UX-maker’s children

As a user experience (UX) evangelist I typically sermon to people how they should involve the users in the product creation: study their needs, do light prototypes and test the prototypes with users to improve and iterate before implementing further.

So when I created my own “product” – this website – what did I do? I did think about my target groups, but instead of studying their needs I merely imagined them.  I did do some prototyping (mainly drafted the site structure on paper) but instead of testing it with users I rushed in implementing it.  I have been iterating and improving, but instead of basing the improvements on user feedback, I was using my own opinions.
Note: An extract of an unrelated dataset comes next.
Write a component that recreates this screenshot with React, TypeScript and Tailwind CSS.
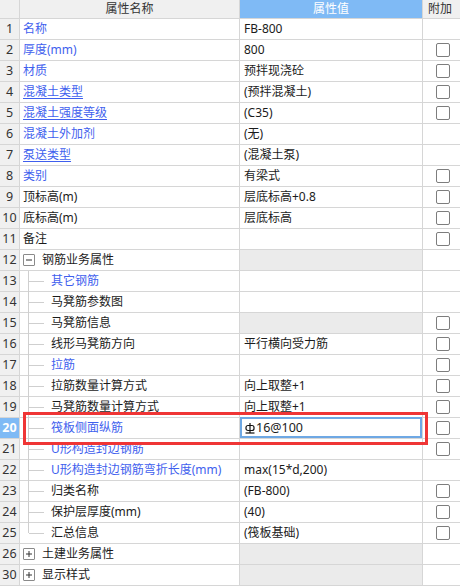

Oh the shame, what kind of UX expert was I?!?

UX-maker's children -cartoon

Before the quilt became unbearable I started to gather user feedback. As a job-seeker one of my main target user groups is potential employers and recruiters. Fortunately I happened to meet some of them in job-interviews every now and then.

So I took a habit of asking the recruiter couple of questions after the official interview: Had they visited my site? How had they come there? What kind of info were they looking for? Did they find it? Were they missing something? What kind of impression did they get?

Based on the responses I was able to tweak the site even further, and this time to the direction that factually serves the users. That’s the beauty of user-centered approach.

As for me – I can now proudly say that the shoemaker’s children finally got their shoes! :-)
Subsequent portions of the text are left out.